PyData Global 2023

LanceDB: lightweight billion-scale vector search for multimodal AI
12-06, 19:00–19:30 (UTC), Data Track

With LanceDB you can make your laptop more powerful than any distributed vector database for semantic search. LanceDB is an open-source embedded vector database. It's lightweight like SQLite but powerful enough to deliver real-time semantic search over a billion vectors on a laptop.
LanceDB is backed by Lance columnar format, which delivers up to 100x performance improvement over parquet for managing multimodal AI data (e.g., vectors, images, point clouds, and more). With it, Lance gives AI teams a high performance single-source of truth across the whole AI life-cycle from analytics to training to debugging.

In this talk we'll cover the use cases for production inference and in the data lake. We'll talk about the technical details of the Lance columnar format and what makes it different. And we'll show a demonstration of LanceDB for multi-modal semantic search.

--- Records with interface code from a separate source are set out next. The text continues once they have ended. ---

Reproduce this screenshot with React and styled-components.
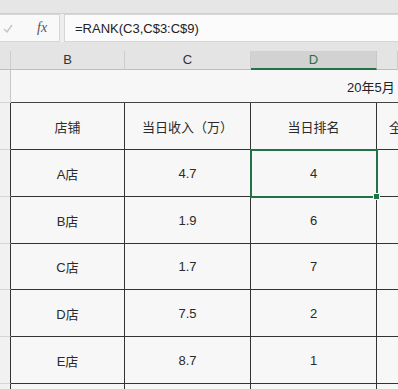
import React from 'react'
import styled, { createGlobalStyle } from 'styled-components'

const Global = createGlobalStyle`
  body {
    margin: 0;
    background: #f7f7f7;
    font-family: "Liberation Sans", "Noto Sans CJK SC", sans-serif;
  }
`

const Page = styled.div`
  width: 398px;
  height: 389px;
  overflow: hidden;
  background: #f7f7f7;
`

const Ribbon = styled.div`
  height: 13px;
  background: #e6e6e6;
  border-bottom: 1px solid #d0d0d0;
`

const FormulaBar = styled.div`
  height: 28px;
  display: flex;
  gap: 4px;
  background: #eeeeee;
`

const NameBox = styled.div`
  width: 60px;
  display: flex;
  align-items: center;
  background: #f9f9f9;
  border: 1px solid #d6d6d6;
  border-left: none;
  box-sizing: border-box;
`

const Check = styled.svg`
  margin-left: 3px;
  width: 10px;
  height: 9px;
`

const Fx = styled.span`
  margin-left: 24px;
  font-family: "Liberation Serif", serif;
  font-style: italic;
  font-size: 14px;
  color: #555;
`

const FormulaInput = styled.div`
  flex: 1;
  display: flex;
  align-items: center;
  padding-left: 10px;
  background: #fbfbfb;
  border: 1px solid #d6d6d6;
  border-right: none;
  font-size: 13px;
  color: #222;
`

const cols = '11px 114px 126px 126px 1fr'

const HeaderBand = styled.div`
  display: grid;
  grid-template-columns: ${cols};
  height: 27px;
  background: #e4e4e4;
  border-bottom: 1px solid #bdbdbd;
`

const ColHead = styled.div`
  margin-top: 9px;
  display: flex;
  align-items: center;
  justify-content: center;
  font-size: 13px;
  color: ${p => (p.$active ? '#2b6e47' : '#333')};
  background: ${p => (p.$active ? '#d2d2d2' : 'transparent')};
  border-right: 1px solid ${p => (p.$active ? '#c8c8c8' : '#cdcdcd')};
  border-bottom: 2px solid ${p => (p.$active ? '#217346' : 'transparent')};
  margin-bottom: -1px;
`

const Row = styled.div`
  display: grid;
  grid-template-columns: ${cols};
  height: ${p => p.$h}px;
`

const RowHead = styled.div`
  background: #f1f1f1;
  border-right: 1px solid ${p => (p.$dark ? '#333' : '#c6c6c6')};
  border-bottom: 1px solid #d4d4d4;
`

const TitleCell = styled.div`
  grid-column: 2 / -1;
  display: flex;
  align-items: center;
  padding-left: 336px;
  font-size: 13px;
  color: #222;
  white-space: nowrap;
  overflow: hidden;
  border-bottom: 1px solid #444;
`

const Cell = styled.div`
  position: relative;
  display: flex;
  align-items: center;
  justify-content: center;
  font-size: 13px;
  color: #2a2a2a;
  white-space: nowrap;
  overflow: ${p => (p.$selected ? 'visible' : 'hidden')};
  border-right: 1px solid #333;
  border-bottom: 1px solid #333;
  ${p =>
    p.$selected &&
    `
    z-index: 2;
    outline: 2px solid #217346;
    outline-offset: -1px;
  `}
  ${p => p.$clip && `justify-content: flex-start; padding-left: 12px; border-right: none;`}
`

const Handle = styled.span`
  position: absolute;
  right: -4px;
  bottom: -4px;
  width: 5px;
  height: 5px;
  background: #217346;
  border: 1px solid #f7f7f7;
`

const header = ['店铺', '当日收入（万）', '当日排名', '全']

const data = [
  ['A店', '4.7', '4'],
  ['B店', '1.9', '6'],
  ['C店', '1.7', '7'],
  ['D店', '7.5', '2'],
  ['E店', '8.7', '1'],
  ['', '', ''],
]

const App = () => {
  return (
    <Page>
      <Global />
      <Ribbon />
      <FormulaBar>
        <NameBox>
          <Check viewBox="0 0 10 9">
            <polyline points="1,5 4,8 9,1" fill="none" stroke="#c4c4c4" strokeWidth="1.4" />
          </Check>
          <Fx>fx</Fx>
        </NameBox>
        <FormulaInput>=RANK(C3,C$3:C$9)</FormulaInput>
      </FormulaBar>
      <HeaderBand>
        <ColHead />
        <ColHead>B</ColHead>
        <ColHead>C</ColHead>
        <ColHead $active>D</ColHead>
        <ColHead />
      </HeaderBand>
      <Row $h={33}>
        <RowHead />
        <TitleCell>20年5月</TitleCell>
      </Row>
      <Row $h={47}>
        <RowHead $dark />
        {header.map((h, i) => (
          <Cell key={h} $clip={i === 3}>{h}</Cell>
        ))}
      </Row>
      {data.map((r, ri) => (
        <Row key={ri} $h={ri % 3 === 2 ? 46 : 47}>
          <RowHead $dark />
          <Cell>{r[0]}</Cell>
          <Cell>{r[1]}</Cell>
          <Cell $selected={ri === 0}>
            {r[2]}
            {ri === 0 && <Handle />}
          </Cell>
          <Cell $clip />
        </Row>
      ))}
    </Page>
  )
}

export default App
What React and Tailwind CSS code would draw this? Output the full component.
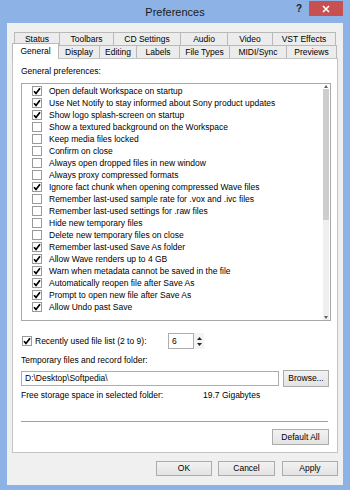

Lance format is different from parquet in several important aspects:
1. Data layout makes Lance fast for both scans and random access
2. Different IO plan and configurations optimized for large binary blob data
3. Indexing built-in for fast vector search
4. Zero-copy schema evolution for full reproducibility and instant roll-back

This talk is designed an intermediate audience. We assume you know python basics and the technical details will be more meaningful if you have basic knowledge of data systems (e.g., what is a columnar format, why is parquet / arrow, etc).


Prior Knowledge Expected

Previous knowledge expected

Chang is the CEO / Co-founder of LanceDB and has been building data science / machine learning tooling for almost two decades. Previously he was VP of Eng at TubiTV where he focused on recommender systems, MLOps, and experimentation. A long long time ago, in a galaxy far far away, he was one of the original co-authors of pandas.